CDC (Real-Time) vs. dbt (Batch): No Conflict
A common question: "If CDC streams data continuously and dbt runs in batches, won't they interfere with each other?" The short answer: no.
Timeline
CDC
continuous stream — always running
dbt
periodic runs — every hour / 15 min
CDC and dbt operate on completely different timescales and never compete for the same resources.
Key Points
- CDC streams continuously — every INSERT, UPDATE, and DELETE arrives in ClickHouse within seconds
- dbt runs on-demand — triggered manually, by cron, or by an orchestrator (Airflow, Dagster, etc.) — not real-time
- No race condition — dbt reads whatever data exists at the moment it runs. New rows arriving during a dbt run do not cause conflicts because dbt operates on a point-in-time snapshot of the data
- Typical scheduling — hourly, every 15 minutes, or after known data loads complete
"This is a feature, not a bug — batch transforms are predictable, testable, and reproducible."
Side-by-Side Comparison
| Aspect |
CDC (Altinity) |
dbt Core |
| Mode |
Continuous stream |
Batch (on-demand) |
| Latency |
Seconds |
Minutes to hours |
| Trigger |
Automatic |
Manual / Cron / Orchestrator |
| Conflict risk |
N/A |
None — reads current snapshot |
What Happens During a dbt Run?
- dbt connects to ClickHouse and reads the current state of the raw tables
- It executes each model's SQL in dependency order (staging → dims → facts → views)

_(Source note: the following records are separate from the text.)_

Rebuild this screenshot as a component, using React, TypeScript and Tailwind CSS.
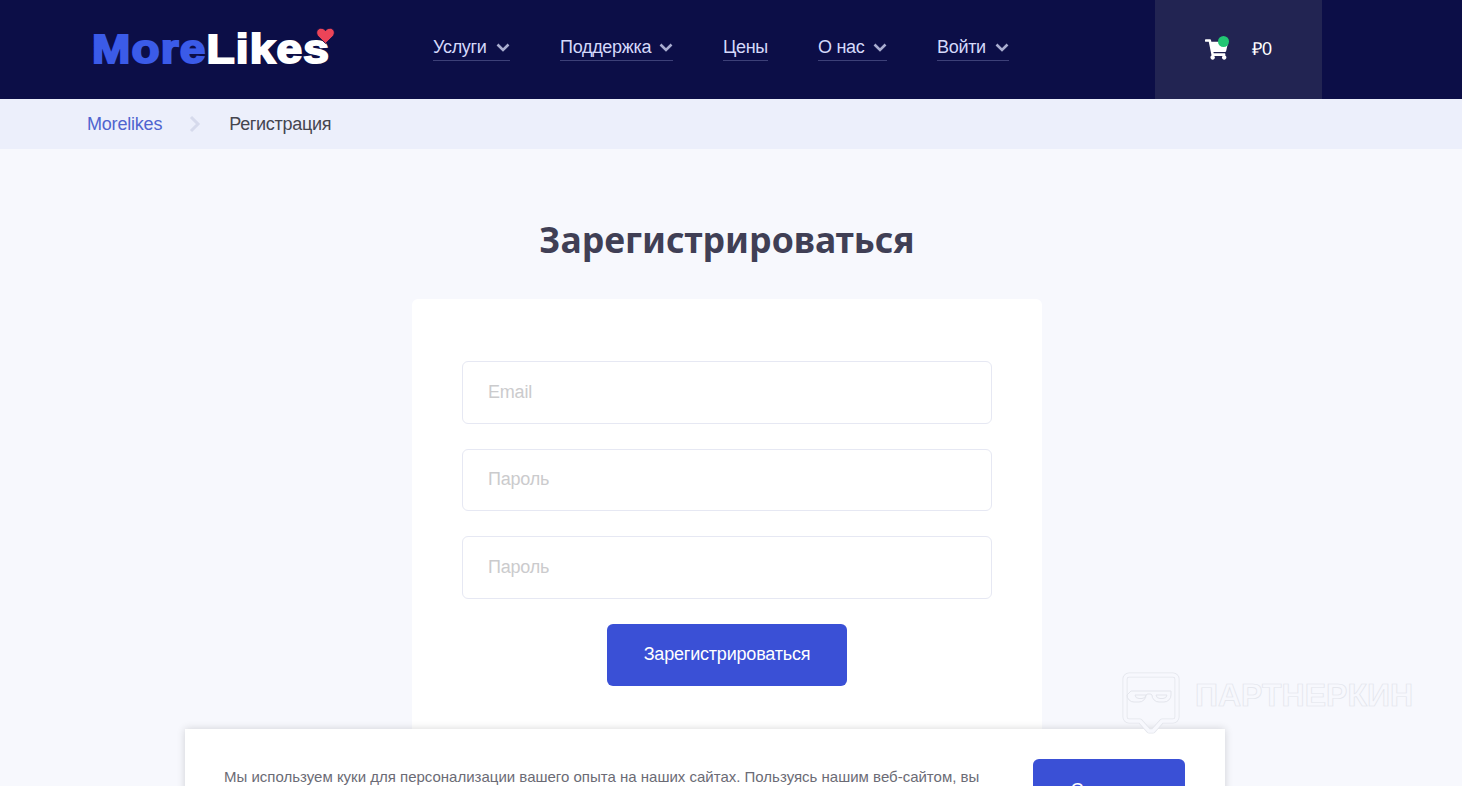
import React from "react";
import { FaShoppingCart } from "react-icons/fa";

const sans = "font-['Liberation_Sans',Arial,sans-serif]";

function Chevron({ className = "" }: { className?: string }) {
  return (
    <svg width="14" height="9" viewBox="0 0 14 9" fill="none" className={className}>
      <path d="M1.5 1.5 7 7l5.5-5.500" stroke="#a9add0" strokeWidth="2.6" />
    </svg>
  );
}

function NavItem({ label, arrow = true, className = "" }: { label: string; arrow?: boolean; className?: string }) {
  return (
    <a className={`flex h-[28px] items-center justify-between border-b border-[#3d4078] text-[18px] leading-[24px] tracking-[-0.3px] text-[#d5d9fb] ${className}`}>
      <span>{label}</span>
      {arrow && <Chevron className="mt-[2px]" />}
    </a>
  );
}

function Field({ placeholder }: { placeholder: string }) {
  return (
    <div className="flex h-[62.5px] w-full shrink-0 items-center rounded-[6px] border border-[#e6e8f3] bg-white pl-[25px] text-[18px] tracking-[-0.2px] text-[#cbcbcd]">
      {placeholder}
    </div>
  );
}

export default function App() {
  return (
    <div className={`relative h-[786px] w-full overflow-hidden bg-[#f7f8fd] ${sans}`}>
      <header className="flex h-[99px] bg-[#0c0e47]">
        <a className="relative ml-[92px] mt-[27px] h-[44px] w-[245px] whitespace-nowrap">
          <span className="block origin-left scale-x-[1.15] text-[40px] font-bold leading-[44px] tracking-[1px] [-webkit-text-stroke:2px_currentColor]">
            <span className="text-[#3b5be8]">More</span>
            <span className="text-white">Likes</span>
          </span>
          <svg width="19" height="17" viewBox="0 0 18 16" className="absolute left-[224px] top-0">
            <path d="M9 15.5 2 8.7C-.5 6.2.6 1.500 4.400 1.200 6.300 1 8 2 9 3.500 10 2 11.700 1 13.600 1.200 17.400 1.500 18.500 6.200 16 8.700Z" fill="#ec4458" stroke="#0c0e47" strokeWidth="0.8" />
          </svg>
        </a>
        <nav className="ml-[96px] mt-[33px] flex h-[28px] items-start gap-[50px]">
          <NavItem label="Услуги" className="w-[77px]" />
          <NavItem label="Поддержка" className="w-[113px]" />
          <NavItem label="Цены" arrow={false} className="w-[45px]" />
          <NavItem label="О нас" className="w-[69px]" />
          <NavItem label="Войти" className="w-[72px]" />
        </nav>
        <div className="ml-[146px] flex w-[167px] items-center bg-[#222452] pl-[50px]">
          <div className="relative">
            <FaShoppingCart className="text-[23px] text-white" />
            <span className="absolute left-[13px] top-[-2px] h-[11px] w-[11px] rounded-full bg-[#22c673]" />
          </div>
          <span className="ml-[24px] text-[18px] tracking-[-0.1px] text-white">₽0</span>
        </div>
      </header>

      <div className="flex h-[50px] items-center bg-[#eceffb] pl-[87px] text-[18px] tracking-[-0.2px]">
        <a className="text-[#4f64cf]">Morelikes</a>
        <svg width="12" height="18" viewBox="0 0 12 18" fill="none" className="ml-[27px] mr-[28px]">
          <path d="M2 2l7 7-7 7" stroke="#d6daec" strokeWidth="3" />
        </svg>
        <span className="tracking-[-0.3px] text-[#45454f]">Регистрация</span>
      </div>

      <main className="flex flex-col items-center">
        <h1 className="mr-[8px] mt-[63px] h-[54px] text-center font-['Noto_Sans',sans-serif] text-[35.6px] font-bold leading-[54px] text-[#403f55]">
          Зарегистрироваться
        </h1>
        <section className="mr-[8px] mt-[33px] flex h-[520px] w-[630px] flex-col items-center gap-[25px] rounded-[6px] bg-white px-[50px] pt-[62px]">
          <Field placeholder="Email" />
          <Field placeholder="Пароль" />
          <Field placeholder="Пароль" />
          <button className="flex h-[62px] w-[240px] shrink-0 items-center justify-center rounded-[6px] bg-[#3a50d6] text-[18px] tracking-[-0.2px] text-white">
            Зарегистрироваться
          </button>
        </section>
      </main>

      <div className="absolute left-[185px] top-[729px] flex h-[200px] w-[1040px] items-start justify-between bg-white pl-[39px] pr-[40px] pt-[30px] shadow-[0_0_8px_rgba(0,0,0,0.16)]">
        <p className="mt-[6px] w-[770px] text-[15px] leading-[24px] text-[#6b6b75]">
          Мы используем куки для персонализации вашего опыта на наших сайтах. Пользуясь нашим веб-сайтом, вы соглашаетесь на использование файлов cookie.
        </p>
        <button className="flex h-[62px] w-[152px] items-center justify-center rounded-[6px] bg-[#3a50d6] text-[18px] tracking-[-0.2px] text-white">
          Согласен
        </button>
      </div>

      <div className="absolute left-[1122px] top-[672px] flex items-start gap-[15px]">
        <svg width="58" height="62" viewBox="0 0 58 62" fill="none" strokeLinejoin="round">
          <path d="M7 3h44a4 4 0 0 1 4 4v38a4 4 0 0 1-4 4H40L31 59H27L18 49H7a4 4 0 0 1-4-4V7a4 4 0 0 1 4-4Z" stroke="#e3e5ec" strokeWidth="5" />
          <path d="M7 3h44a4 4 0 0 1 4 4v38a4 4 0 0 1-4 4H40L31 59H27L18 49H7a4 4 0 0 1-4-4V7a4 4 0 0 1 4-4Z" stroke="#f7f8fd" strokeWidth="3.4" />
          <path d="M9 19h40v4a7 7 0 0 1-7 7h-5a7 7 0 0 1-7-7q-1-1-2-1h-2q-1 0-2 1a7 7 0 0 1-7 7h-5a7 7 0 0 1-7-7Z" stroke="#e3e5ec" strokeWidth="1" />
          <path d="M13 23h11a4 4 0 0 1-4 3.500h-3a4 4 0 0 1-4-3.500ZM34 23h11a4 4 0 0 1-4 3.500h-3a4 4 0 0 1-4-3.500Z" stroke="#e3e5ec" strokeWidth="1" />
        </svg>
        <span className="mt-[5px] text-[32px] font-bold leading-[36px] text-transparent [-webkit-text-stroke:0.7px_#e2e4eb]">
          ПАРТНЕРКИН
        </span>
      </div>
    </div>
  );
}
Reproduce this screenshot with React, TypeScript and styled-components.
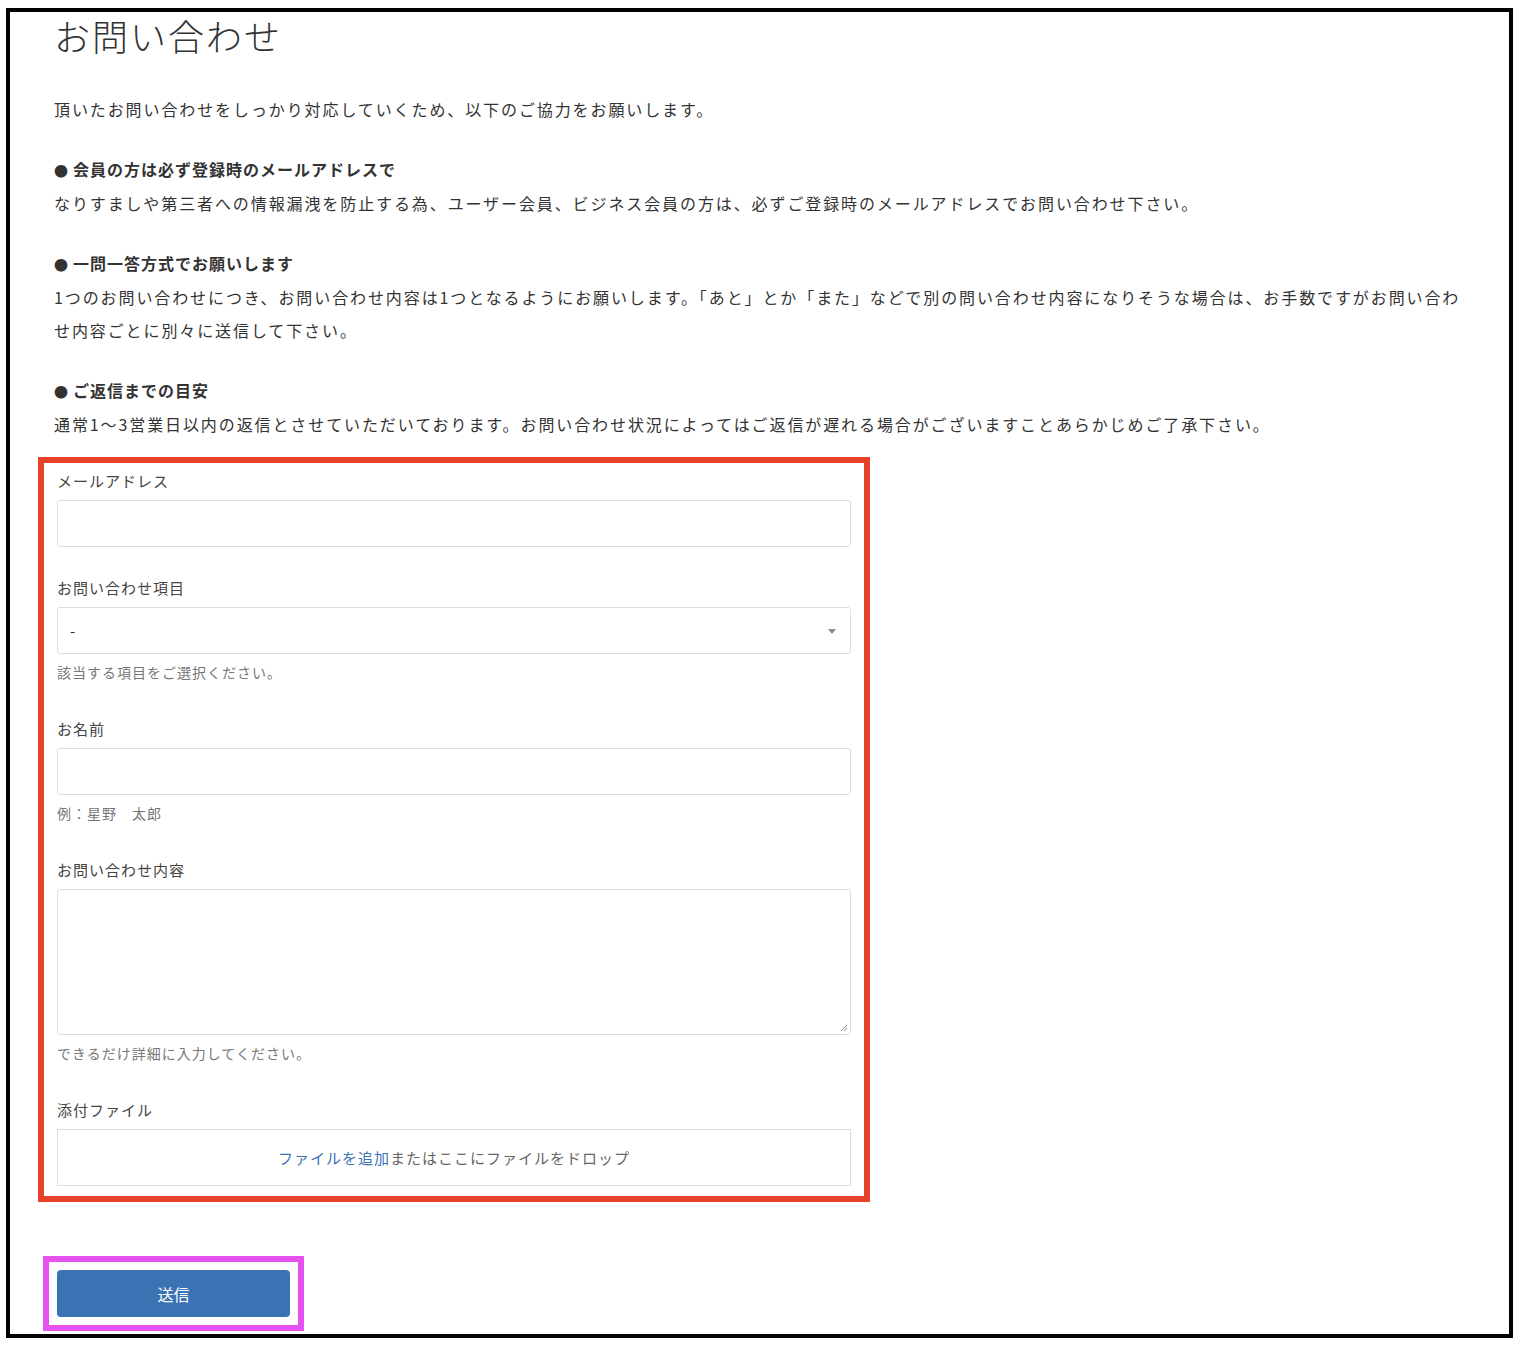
import React from "react";
import styled, { createGlobalStyle } from "styled-components";

const Global = createGlobalStyle`
  html, body { margin: 0; padding: 0; background: #fff; }
  body { font-family: "Noto Sans CJK JP", "Noto Sans", sans-serif; color: #333; }
  * { box-sizing: border-box; }
`;

const Frame = styled.div`
  margin: 8px 7px 8px 6px;
  height: 1330px;
  border: 4px solid #000;
  padding: 3px 0 0 44px;
  overflow: hidden;
`;

const Title = styled.h1`
  margin: 0 0 38px;
  font-size: 36px;
  font-weight: 300;
  line-height: 40px;
  letter-spacing: 2px;
`;

const P = styled.p`
  margin: 0 0 27px;
  font-size: 16px;
  line-height: 33px;
  letter-spacing: 1.9px;
  max-width: 1420px;
`;

const Heading = styled.div`
  font-weight: 700;
  font-size: 16px;
  line-height: 33px;
  letter-spacing: 1px;
`;

const Bullet = styled.span`
  font-size: 14px;
  margin-right: 4px;
`;

const RedBox = styled.div`
  margin: -11px 0 0 -16px;
  width: 832px;
  border: 6px solid #e8412a;
  padding: 6px 13px 10px 13px;
  display: flex;
  flex-direction: column;
`;

const Field = styled.div<{ $gap?: number }>`
  margin-bottom: ${(p) => p.$gap ?? 29}px;
`;

const Label = styled.div`
  font-size: 15px;
  line-height: 24px;
  margin-bottom: 7px;
  letter-spacing: 1px;
  color: #444;
`;

const Input = styled.div<{ $h?: number }>`
  height: ${(p) => p.$h ?? 47}px;
  border: 1px solid #ddd;
  border-radius: 3px;
  position: relative;
  display: flex;
  align-items: center;
  padding-left: 12px;
  font-size: 15px;
`;

const Arrow = styled.span`
  position: absolute;
  right: 14px;
  top: 21px;
  border-left: 4px solid transparent;
  border-right: 4px solid transparent;
  border-top: 5px solid #888;
`;

const Grip = styled.svg`
  position: absolute;
  right: 2px;
  bottom: 2px;
`;

const Help = styled.div`
  font-size: 14px;
  color: #777;
  line-height: 20px;
  margin-top: 8px;
  letter-spacing: 1px;
`;

const Drop = styled.div`
  height: 57px;
  border: 1px solid #ddd;
  display: flex;
  align-items: center;
  justify-content: center;
  font-size: 15px;
  letter-spacing: 1px;
  color: #666;
`;

const Link = styled.span`
  color: #3b72b4;
`;

const Magenta = styled.div`
  margin: 54px 0 0 -11px;
  width: 261px;
  border: 6px solid #e652f0;
  padding: 8px;
`;

const Button = styled.button`
  width: 233px;
  height: 47px;
  background: #3b72b4;
  color: #fff;
  border: none;
  border-radius: 4px;
  font-family: inherit;
  font-size: 16px;
  display: block;
`;

export default function App() {
  return (
    <>
      <Global />
      <Frame>
        <Title>お問い合わせ</Title>
        <P>頂いたお問い合わせをしっかり対応していくため、以下のご協力をお願いします。</P>
        <P>
          <Heading><Bullet>●</Bullet>会員の方は必ず登録時のメールアドレスで</Heading>
          なりすましや第三者への情報漏洩を防止する為、ユーザー会員、ビジネス会員の方は、必ずご登録時のメールアドレスでお問い合わせ下さい。
        </P>
        <P>
          <Heading><Bullet>●</Bullet>一問一答方式でお願いします</Heading>
          1つのお問い合わせにつき、お問い合わせ内容は1つとなるようにお願いします。「あと」とか「また」などで別の問い合わせ内容になりそうな場合は、お手数ですがお問い合わせ内容ごとに別々に送信して下さい。
        </P>
        <P>
          <Heading><Bullet>●</Bullet>ご返信までの目安</Heading>
          通常1〜3営業日以内の返信とさせていただいております。お問い合わせ状況によってはご返信が遅れる場合がございますことあらかじめご了承下さい。
        </P>
        <RedBox>
          <Field $gap={29}>
            <Label>メールアドレス</Label>
            <Input />
          </Field>
          <Field $gap={35}>
            <Label>お問い合わせ項目</Label>
            <Input>
              -
              <Arrow />
            </Input>
            <Help>該当する項目をご選択ください。</Help>
          </Field>
          <Field $gap={35}>
            <Label>お名前</Label>
            <Input />
            <Help>例：星野　太郎</Help>
          </Field>
          <Field $gap={35}>
            <Label>お問い合わせ内容</Label>
            <Input $h={146}>
              <Grip width="9" height="9" viewBox="0 0 9 9">
                <path d="M8 2L2 8M8 5L5 8" stroke="#888" strokeWidth="1" />
              </Grip>
            </Input>
            <Help>できるだけ詳細に入力してください。</Help>
          </Field>
          <Field $gap={0}>
            <Label>添付ファイル</Label>
            <Drop>
              <Link>ファイルを追加</Link>またはここにファイルをドロップ
            </Drop>
          </Field>
        </RedBox>
        <Magenta>
          <Button>送信</Button>
        </Magenta>
      </Frame>
    </>
  );
}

- While dbt is running, CDC continues streaming — new rows may land in raw tables
- Those new rows will be picked up on the next dbt run — no data is lost
⚠ Note: If you need sub-second freshness in your analytics tables, consider incremental models with short scheduling intervals. For most use cases, hourly or 15-minute runs provide an excellent balance of freshness and simplicity.